児童労働のない未来へ-NPO 法人ACE代表 岩附由香のブログ(single-blog)

児童労働

2008年3月2日

なぜ私たちカカオ農家はカカオの値段を決められないの?

2月は18日間をガーナ共和国で過ごしました。お恥ずかしながら初アフリカ、初ガーナです。

目的はカカオ生産地における児童労働の実態調査でした。現在、そのレポートを書いていますので、詳しい調査結果はそちらに譲るとして、エピソードをひとつ。

なぜ私たちは値段を決められないの?

とある家庭でインタビューをさせてもらいました。最後に「こちらからのたくさんの質問に答えていただきありがとう。今度はそちらから質問があったらぜひどうそ」とインタビューを受けてくれていたアイザックさんに伝えると、こんな質問が返ってきました。

「なぜ、私たち(カカオ農民)はカカオの値段を決められないのでしょうか?」

この質問に、私は言葉では言い表しがたい深い感慨を覚えました。

カカオ産業の成り立ちの中でも「価格が農民とはまったく関係のないところで決まっている」点についてアイザックさんは素朴な疑問という形で問題提起をしましたが、そこはこのカカオ取引の根本的・構造的側面のひとつであり、課題をズバリ言い当てているのです。

カカオの値段を農民が決められないのは、ガーナでは、COCOBOD(ココボード)という政府機関がガーナ国内の1バッグあたりの取引価格を一律で定めているからです。原則、ココボードが決めた価格以外で売り買いする方法がないのです。カカオの価格は、年に1回更新されます。

さらに、カカオはロンドンとニューヨークの国際市場で取引され、カカオの国際価格が決まってわけです。
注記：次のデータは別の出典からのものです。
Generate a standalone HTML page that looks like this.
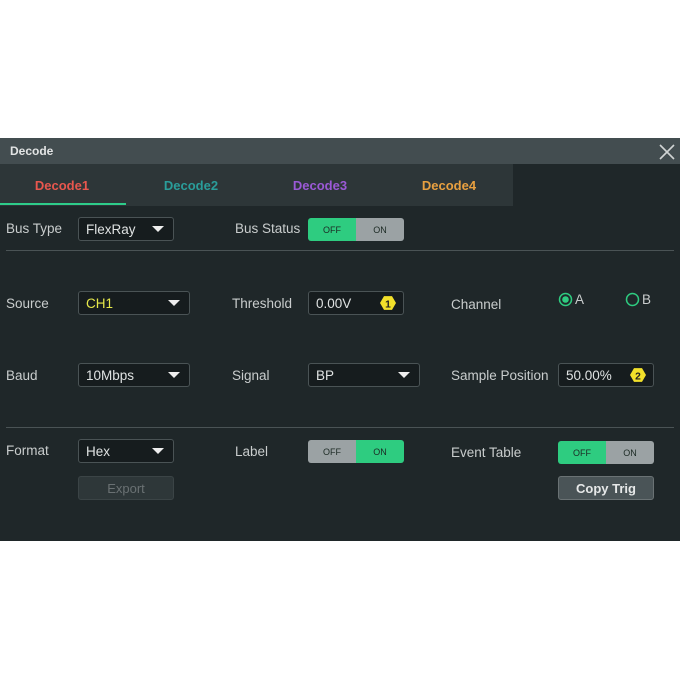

カカオの価格決定には、農民はまったく関与することはなく、トレーダーがコンピューターの画面を見て取引を進めているわけです。

ACEが産業単位で児童労働の問題に取り組んでいる理由

ACEは、「国際協力(現場の支援活動)」と「アドボカシー(政策提言活動)」の2つをセットに「産業単位」で児童労働の問題にアプローチしている理由はまさに、このような産業を形作る企業行動や、消費者へのアプローチを模索しているからです。

この新しいアプローチを「ACEらしさ」としてACEの強みにしていく覚悟は出来ていましたが、現地にそのようなニーズがあるのかどうか、ということについては確信がありませんでした。

「なぜ農民の私たちがカカオの価格を決められないのか?」と言ってくれたアイザックに、ACEが日本で取り組んでいる「One More Love キャンペーン」などを紹介すると、「ただ消費するだけでなく、こうしてガーナまでやってきて実態を調べようとしたあなた方は大変 thoughtful だ」とおっしゃってくださいました。私たちが企業へのアドボカシー活動も視野に入れていることを話すと「是非がんばってほしい」ともいわれました。

ガーナのカカオ生産地域に滞在中、アイザックさんの他にも、同じ質問を投げかけられました。素朴な疑問だけれど、あれだけ手をかけて作ったカカオ。そうだよなぁそう思うよなぁ、と共感します。

ACEがこれからやろうとしていることに、正当性を与えてもらった気がしました。